:: Supplied material

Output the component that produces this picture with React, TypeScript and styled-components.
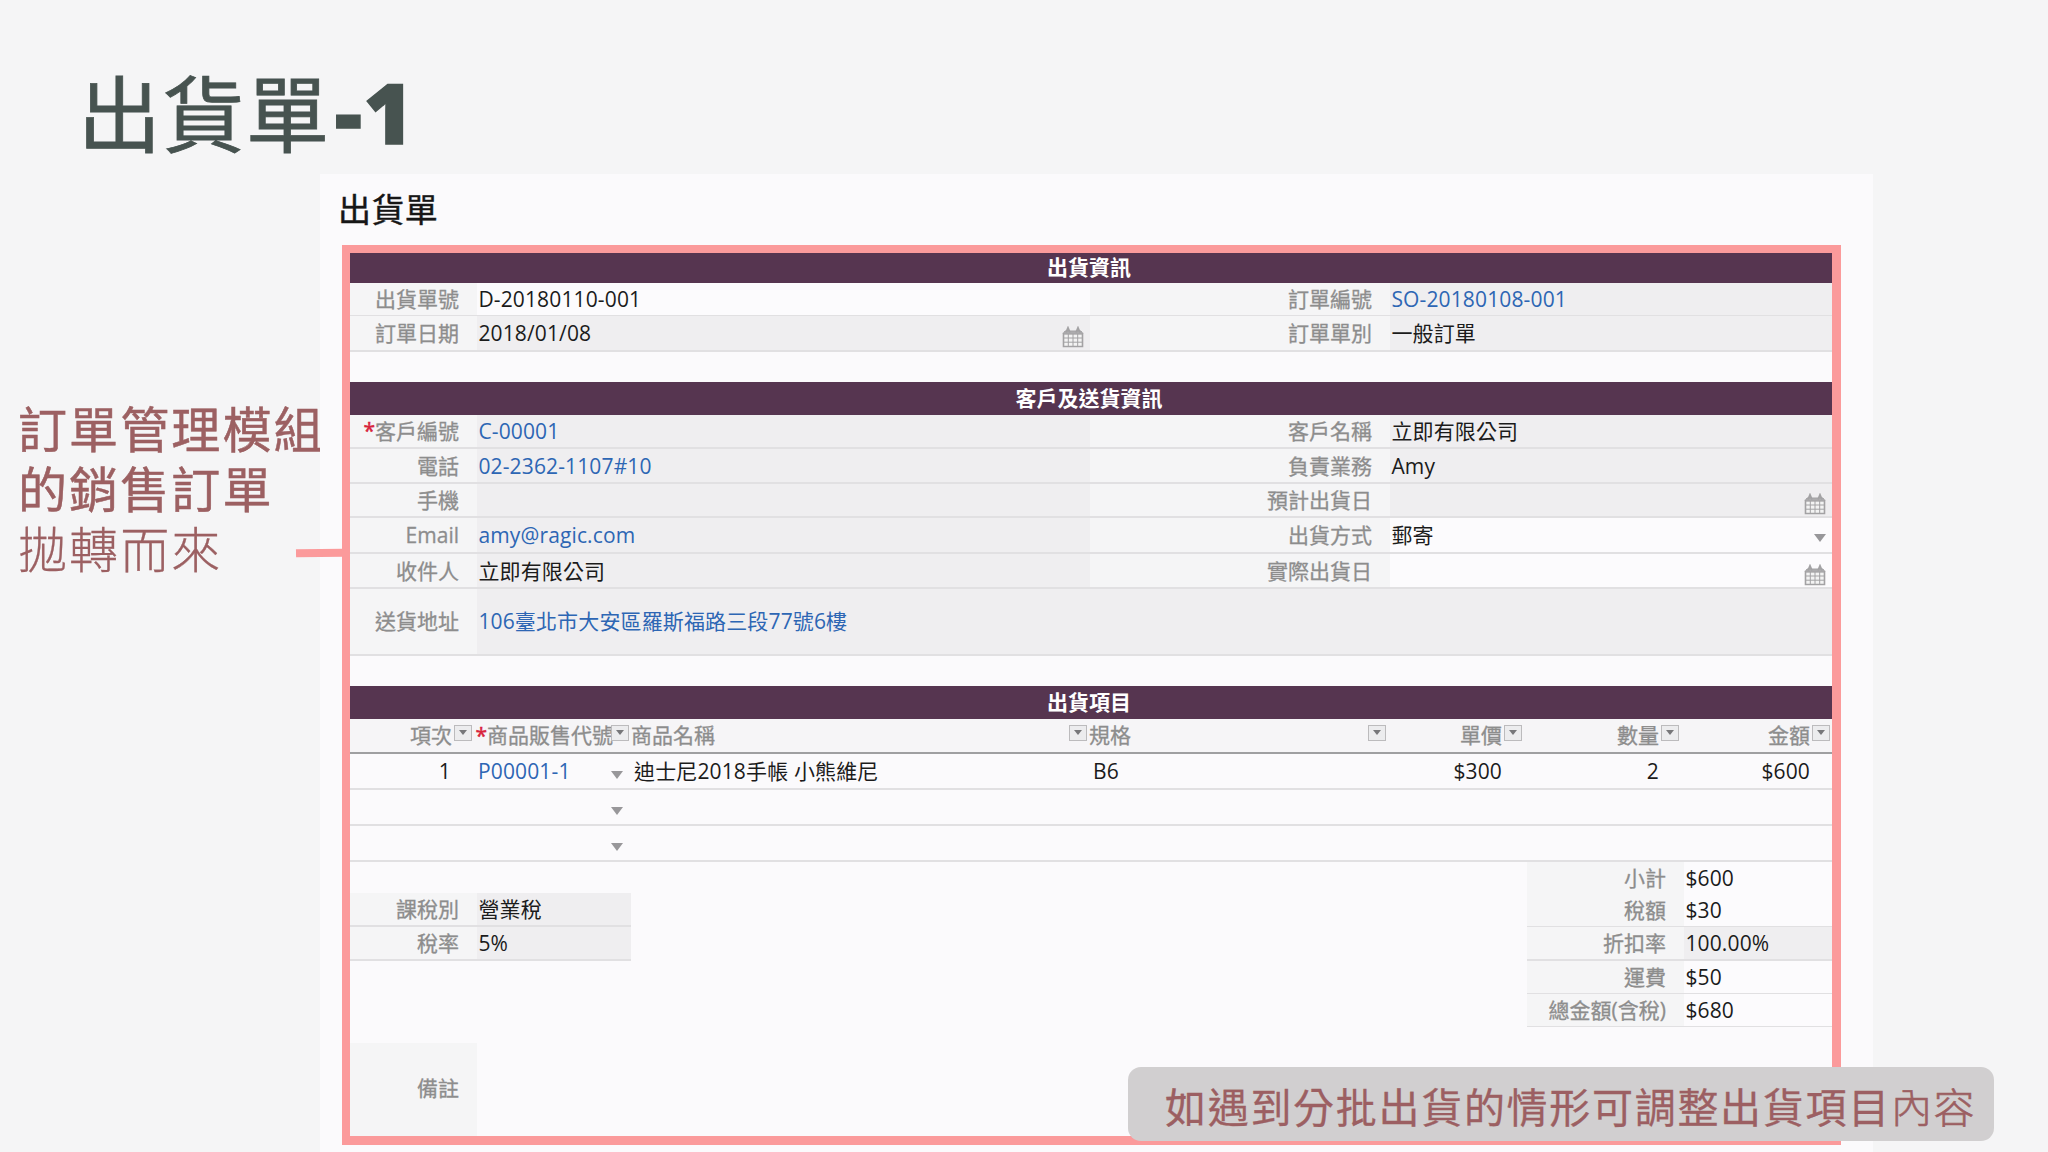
import React from "react";
import styled, { createGlobalStyle, css } from "styled-components";

const GlobalStyle = createGlobalStyle`
  *, *::before, *::after { box-sizing: border-box; }
  body {
    margin: 0;
    background: #f5f5f6;
    font-family: "Open Sans", "Noto Sans CJK TC", sans-serif;
  }
`;

const cjk = `"Noto Sans CJK TC", sans-serif`;
const pink = "#fb9a9b";
const rule = "#e1e0e2";

const Slide = styled.main`
  position: relative;
  display: flex;
  flex-direction: column;
  width: 2048px;
  height: 1152px;
  overflow: hidden;
  background: #f5f5f6;
`;

const SlideHeader = styled.header`
  flex: none;
  display: flex;
  height: 174px;
  padding: 50px 0 0 78px;
`;

const SlideTitle = styled.h1`
  margin: 0;
  font: 400 83px/120px ${cjk};
  letter-spacing: 1px;
  color: #475350;
  -webkit-text-stroke: 0.8px #475350;
  white-space: nowrap;
`;

const TitleNumber = styled.span`
  margin-left: 5px;
  font-family: "Open Sans", sans-serif;
  font-weight: 800;
  font-size: 84px;
  line-height: 1;
  letter-spacing: 2px;
  vertical-align: 2px;
  -webkit-text-stroke: 1.5px #475350;
`;

const Body = styled.div`
  display: flex;
  flex: 1;
  min-height: 0;
`;

const Aside = styled.aside`
  flex: none;
  width: 320px;
  padding: 223px 0 0 18px;
`;

const AsideLine = styled.p<{ $strong?: boolean }>`
  margin: 0;
  font: ${(p) => (p.$strong ? 400 : 300)} 49px/60px ${cjk};
  letter-spacing: 2.1px;
  color: #9c6062;
  white-space: nowrap;
  -webkit-text-stroke: ${(p) => (p.$strong ? 0.5 : 0.3)}px #9c6062;
`;

const Sheet = styled.section`
  flex: none;
  width: 1553px;
  padding: 0 32px 0 22px;
  background: #fbfafc;
`;

const SheetTitle = styled.h2`
  margin: 0 0 0 -4px;
  height: 71px;
  font: 400 33px/68px ${cjk};
  letter-spacing: 0.4px;
  -webkit-text-stroke: 0.4px #161616;
  color: #161616;
`;

const Frame = styled.div`
  height: 900px;
  border: solid ${pink};
  border-width: 8px 9px 9px 8px;
`;

const SectionBar = styled.h3<{ $h?: number }>`
  margin: 0;
  padding-right: 4px;
  height: ${(p) => p.$h ?? 33}px;
  font-size: 21px;
  font-weight: 700;
  line-height: ${(p) => (p.$h ?? 33) - 1}px;
  text-align: center;
  color: #fff;
  background: #563550;
`;

const Spacer = styled.div<{ $h: number }>`
  height: ${(p) => p.$h}px;
`;

const FieldRow = styled.div<{ $h: number }>`
  display: grid;
  grid-template-columns: 127px 613px 300px 1fr;
  height: ${(p) => p.$h}px;
  border-bottom: 2px solid ${rule};
  font-size: 21px;
`;

const Label = styled.div<{ $lift?: number }>`
  display: flex;
  align-items: center;
  justify-content: flex-end;
  padding: 0 18px ${(p) => p.$lift ?? 2}px 0;
  color: #8d8d8d;
  -webkit-text-stroke: 0.3px #8d8d8d;
  background: #f5f5f6;
  white-space: nowrap;
`;

type Tone = "link" | "text";

const Value = styled.div<{ $tone?: Tone; $open?: boolean; $wide?: boolean; $lift?: number }>`
  display: flex;
  align-items: center;
  justify-content: space-between;
  padding: 0 6px ${(p) => p.$lift ?? 0}px 1.4px;
  letter-spacing: 0.14px;
  color: ${(p) => (p.$tone === "link" ? "#2d66b4" : "#1b1b1b")};
  background: ${(p) => (p.$open ? "#fcfbfd" : "#efeef0")};
  white-space: nowrap;
  ${(p) => p.$wide && css`grid-column: 2 / -1;`}
`;

const Required = styled.span`
  color: #d8243c;
  -webkit-text-stroke: 0.5px #d8243c;
`;

const Triangle = styled.span`
  width: 0;
  height: 0;
  margin-top: 7px;
  border: 6.5px solid transparent;
  border-top: 8px solid #98979a;
  border-bottom: 0;
`;

const CalendarSvg = styled.svg`
  flex: none;
  margin-top: 8px;
`;

const Calendar = () => (
  <CalendarSvg width="22" height="22" viewBox="0 0 22 22" fill="none" stroke="#a3a2a4">
    <path d="M1.5 7.5h19v13h-19z" strokeWidth="1.6" fill="#f3f3f3" />
    <path d="M1 8 3 5h16l2 3z" fill="#adacae" strokeWidth="1" />
    <path d="M4 6.5 6 1.8 8 6.5M14 6.5l2-4.7 2 4.7" strokeWidth="1.8" />
    <path d="M6.3 8v12M11 8v12M15.7 8v12M2 12h18M2 16.2h18" strokeWidth="1" />
  </CalendarSvg>
);

const ItemGrid = styled.div<{ $head?: boolean }>`
  display: grid;
  grid-template-columns: 125px 155px 458px 299px 136px 157px 1fr;
  height: ${(p) => (p.$head ? 35 : 36)}px;
  border-bottom: 2px solid ${(p) => (p.$head ? "#9f9fa1" : rule)};
  font-size: 21px;
  ${(p) => p.$head && css`background: #f6f5f7;`}
`;

const HeadCell = styled.div<{ $end?: boolean; $pr?: number }>`
  display: flex;
  align-items: center;
  justify-content: ${(p) => (p.$end ? "flex-end" : "space-between")};
  gap: 2px;
  padding: 0 ${(p) => p.$pr ?? 1}px 3px ${(p) => (p.$end ? 0 : 1)}px;
  color: #8d8d8d;
  -webkit-text-stroke: 0.3px #8d8d8d;
  white-space: nowrap;
`;

const FilterBox = styled.span`
  flex: none;
  display: grid;
  place-items: center;
  width: 18px;
  height: 16px;
  margin: -3px 0 0 auto;
  border: 1.5px solid #bcbbbd;
  background: #ececee;

  &::after {
    content: "";
    width: 8px;
    height: 5px;
    background: #77777a;
    clip-path: polygon(0 0, 100% 0, 50% 100%);
  }
`;

const FilterTight = styled(FilterBox)`
  margin-left: 0;
`;

const FilterOver = styled(FilterBox)`
  margin-left: -4px;
`;

const ItemCell = styled.div<{ $end?: boolean; $link?: boolean; $pl?: number; $pr?: number }>`
  display: flex;
  align-items: center;
  justify-content: ${(p) => (p.$end ? "flex-end" : "space-between")};
  padding: 0 ${(p) => p.$pr ?? 0}px 0 ${(p) => p.$pl ?? 0}px;
  letter-spacing: 0.14px;
  color: ${(p) => (p.$link ? "#2d66b4" : "#1b1b1b")};
  white-space: nowrap;
`;

const ProductName = styled.span`
  margin-top: -3px;
`;

const Footer = styled.div`
  display: flex;
  justify-content: space-between;
  height: 274px;
`;

const FooterLeft = styled.div`
  display: flex;
  flex-direction: column;
  width: 281px;
  padding-top: 31px;
`;

const TotalsColumn = styled.div`
  width: 305px;
`;

const PairRow = styled.div<{ $h: number; $label: number }>`
  display: grid;
  grid-template-columns: ${(p) => p.$label}px 1fr;
  height: ${(p) => p.$h}px;
  border-bottom: 2px solid ${rule};
  font-size: 21px;
`;

const Remark = styled.div`
  display: grid;
  width: 127px;
  height: 93px;
  margin-top: 82px;
  font-size: 21px;
`;

const Connector = styled.div`
  position: absolute;
  left: 296px;
  top: 549px;
  width: 48px;
  height: 8px;
  background: ${pink};
  transform: rotate(-0.8deg);
`;

const Note = styled.div`
  position: absolute;
  left: 1128px;
  top: 1067px;
  width: 866px;
  height: 74px;
  padding: 2px 0 0 37px;
  border-radius: 13px;
  background: #d1cfd0;
  font: 400 41px/73px ${cjk};
  letter-spacing: 1.7px;
  color: #9c5f62;
  -webkit-text-stroke: 0.3px #9c5f62;
  white-space: nowrap;
`;

const NoteLight = styled.span`
  font-weight: 300;
  -webkit-text-stroke: 0.6px #9c5f62;
`;

type Field = {
  label: string;
  required?: boolean;
  value?: string;
  tone?: Tone;
  open?: boolean;
  icon?: "calendar" | "select";
};

const shipping: { h: number; fields: Field[] }[] = [
  {
    h: 33,
    fields: [
      { label: "出貨單號", value: "D-20180110-001", open: true },
      { label: "訂單編號", value: "SO-20180108-001", tone: "link" },
    ],
  },
  {
    h: 36,
    fields: [
      { label: "訂單日期", value: "2018/01/08", icon: "calendar" },
      { label: "訂單單別", value: "一般訂單" },
    ],
  },
];

const customer: { h: number; fields: Field[] }[] = [
  {
    h: 34,
    fields: [
      { label: "客戶編號", required: true, value: "C-00001", tone: "link" },
      { label: "客戶名稱", value: "立即有限公司" },
    ],
  },
  {
    h: 35,
    fields: [
      { label: "電話", value: "02-2362-1107#10", tone: "link" },
      { label: "負責業務", value: "Amy" },
    ],
  },
  { h: 34, fields: [{ label: "手機" }, { label: "預計出貨日", icon: "calendar" }] },
  {
    h: 36,
    fields: [
      { label: "Email", value: "amy@ragic.com", tone: "link" },
      { label: "出貨方式", value: "郵寄", open: true, icon: "select" },
    ],
  },
  {
    h: 35,
    fields: [
      { label: "收件人", value: "立即有限公司" },
      { label: "實際出貨日", open: true, icon: "calendar" },
    ],
  },
];

const totals = [
  { h: 32, label: "小計", value: "$600", open: true },
  { h: 33, label: "稅額", value: "$30", open: true },
  { h: 34, label: "折扣率", value: "100.00%", open: false },
  { h: 33, label: "運費", value: "$50", open: true },
  { h: 33, label: "總金額(含稅)", value: "$680", open: true },
];

const hanLift = (text?: string) => (text && /[\u4e00-\u9fff]/.test(text) ? 2 : 0);

const Fields = ({ rows }: { rows: { h: number; fields: Field[] }[] }) => (
  <>
    {rows.map((row) => (
      <FieldRow key={row.fields[0].label} $h={row.h}>
        {row.fields.map((f) => (
          <React.Fragment key={f.label}>
            <Label $lift={hanLift(f.label)}>
              {f.required && <Required>*</Required>}
              {f.label}
            </Label>
            <Value $tone={f.tone} $open={f.open} $lift={hanLift(f.value)}>
              <span>{f.value}</span>
              {f.icon === "calendar" && <Calendar />}
              {f.icon === "select" && <Triangle />}
            </Value>
          </React.Fragment>
        ))}
      </FieldRow>
    ))}
  </>
);

export default function App() {
  return (
    <Slide>
      <GlobalStyle />
      <SlideHeader>
        <SlideTitle>
          出貨單<TitleNumber>-1</TitleNumber>
        </SlideTitle>
      </SlideHeader>
      <Body>
        <Aside>
          <AsideLine $strong>訂單管理模組</AsideLine>
          <AsideLine $strong>的銷售訂單</AsideLine>
          <AsideLine>拋轉而來</AsideLine>
        </Aside>
        <Sheet>
          <SheetTitle>出貨單</SheetTitle>
          <Frame>
            <SectionBar $h={30}>出貨資訊</SectionBar>
            <Fields rows={shipping} />
            <Spacer $h={30} />
            <SectionBar>客戶及送貨資訊</SectionBar>
            <Fields rows={customer} />
            <FieldRow $h={67}>
              <Label $lift={4}>送貨地址</Label>
              <Value $tone="link" $wide $lift={4}>
                106臺北市大安區羅斯福路三段77號6樓
              </Value>
            </FieldRow>
            <Spacer $h={30} />
            <SectionBar>出貨項目</SectionBar>
            <ItemGrid $head>
              <HeadCell $end $pr={3}>
                項次
                <FilterTight />
              </HeadCell>
              <HeadCell $end>
                <span>
                  <Required>*</Required>商品販售代號
                </span>
                <FilterOver />
              </HeadCell>
              <HeadCell>
                商品名稱
                <FilterBox />
              </HeadCell>
              <HeadCell>
                規格
                <FilterBox />
              </HeadCell>
              <HeadCell $end>
                單價
                <FilterTight />
              </HeadCell>
              <HeadCell $end>
                數量
                <FilterTight />
              </HeadCell>
              <HeadCell $end $pr={2}>
                金額
                <FilterTight />
              </HeadCell>
            </ItemGrid>
            <ItemGrid>
              <ItemCell $end $pr={24}>1</ItemCell>
              <ItemCell $link $pl={3} $pr={7}>
                P00001-1
                <Triangle />
              </ItemCell>
              <ItemCell $pl={4}>
                <ProductName>迪士尼2018手帳 小熊維尼</ProductName>
              </ItemCell>
              <ItemCell $pl={5}>B6</ItemCell>
              <ItemCell $end $pr={21}>$300</ItemCell>
              <ItemCell $end $pr={21}>2</ItemCell>
              <ItemCell $end $pr={22}>$600</ItemCell>
            </ItemGrid>
            {[0, 1].map((n) => (
              <ItemGrid key={n}>
                <ItemCell />
                <ItemCell $end $pr={7}>
                  <Triangle />
                </ItemCell>
              </ItemGrid>
            ))}
            <Footer>
              <FooterLeft>
                <PairRow $h={34} $label={127}>
                  <Label>課稅別</Label>
                  <Value $lift={2}>營業稅</Value>
                </PairRow>
                <PairRow $h={34} $label={127}>
                  <Label>稅率</Label>
                  <Value>5%</Value>
                </PairRow>
                <Remark>
                  <Label $lift={6}>備註</Label>
                </Remark>
              </FooterLeft>
              <TotalsColumn>
                {totals.map((t) => (
                  <PairRow key={t.label} $h={t.h} $label={157}>
                    <Label>{t.label}</Label>
                    <Value $open={t.open}>{t.value}</Value>
                  </PairRow>
                ))}
              </TotalsColumn>
            </Footer>
          </Frame>
        </Sheet>
      </Body>
      <Connector />
      <Note>
        如遇到分批出貨的情形可調整出貨項目<NoteLight>內容</NoteLight>
      </Note>
    </Slide>
  );
}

::::

▶ **Exercise requirements**:
Examine the data above and state how many of its lines contain the word "React", with no further remarks.

▶ **Solution for this task**:
4